Where Good Ideas Come From
Steven Johnson · 2010 · 10 ideas · 10 min
Breakthrough ideas rarely come from lone genius in a flash of insight — they emerge from connected, messy environments that recombine existing pieces into something new.
Why this book
Johnson surveys innovation across radically different scales and settings — coral reefs, Renaissance coffeehouses, Darwin's notebooks, Silicon Valley garages — looking for the recurring conditions under which genuinely new ideas actually appear. His argument dismantles the myth of the solitary "eureka" moment: good ideas are almost always slow hunches built from recombining existing fragments, and they appear far more often in dense, connected networks that allow those fragments to collide than in isolated minds working alone.

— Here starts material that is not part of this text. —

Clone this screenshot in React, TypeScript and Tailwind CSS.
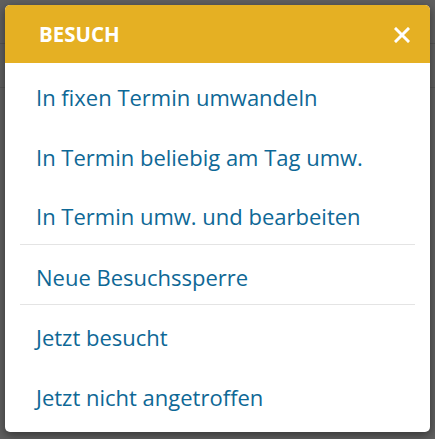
import React from "react";

const items: { label: string; dividerBefore?: boolean }[] = [
  { label: "In fixen Termin umwandeln" },
  { label: "In Termin beliebig am Tag umw." },
  { label: "In Termin umw. und bearbeiten" },
  { label: "Neue Besuchssperre", dividerBefore: true },
  { label: "Jetzt besucht", dividerBefore: true },
  { label: "Jetzt nicht angetroffen" },
];

const App = () => {
  return (
    <div
      className="relative h-[439px] w-[435px] overflow-hidden bg-[#5f5f5f]"
      style={{ fontFamily: '"Open Sans", sans-serif' }}
    >
      {/* dimmed page behind the overlay */}
      <div className="absolute left-0 top-[43px] h-px w-full bg-[#545454]" />
      <div className="absolute left-0 top-[87px] h-px w-full bg-[#555555]" />

      <div className="relative px-[5px] pt-[5px]">
        <div className="overflow-hidden rounded-[5px] bg-white shadow-[0_3px_10px_rgba(0,0,0,0.45)]">
          <div className="flex h-[58px] items-center justify-between bg-[#e5b023] pl-[34px] pr-[20px]">
            <span className="text-[20.5px] font-bold text-white">BESUCH</span>
            <svg width="16" height="16" viewBox="0 0 16 16" className="mt-px">
              <path
                d="M2 2 L14 14 M14 2 L2 14"
                stroke="white"
                strokeWidth="3"
                strokeLinecap="square"
              />
            </svg>
          </div>
          <div className="px-[15px] pb-[8px] pt-[2px]">
            {items.map((item) => (
              <div key={item.label}>
                {item.dividerBefore && <div className="h-px bg-[#e4e4e4]" />}
                <div className="px-[16px] pb-[12.5px] pt-[17px] text-[22px] leading-[30px] text-[#0e6896]">
                  {item.label}
                </div>
              </div>
            ))}
          </div>
        </div>
      </div>
    </div>
  );
};

export default App;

The book matters because it turns "creativity" from a mysterious personal trait into an environmental design problem — you can build spaces, teams, and cities that produce more innovation, using the same principles that let a coral reef sustain far more biodiversity than a nutrient-poor open ocean.
Who should read it
Innovators, designers, urban planners, and managers responsible for fostering creative work will find a rich toolkit of patterns for building more innovative environments. It also appeals to readers who enjoy Johnson's blend of natural history, cultural history, and technology.
About the author
Steven Johnson is an American science and technology writer whose other books include The Ghost Map and Everything Bad Is Good for You; he has also created television and streaming series exploring the history of innovation.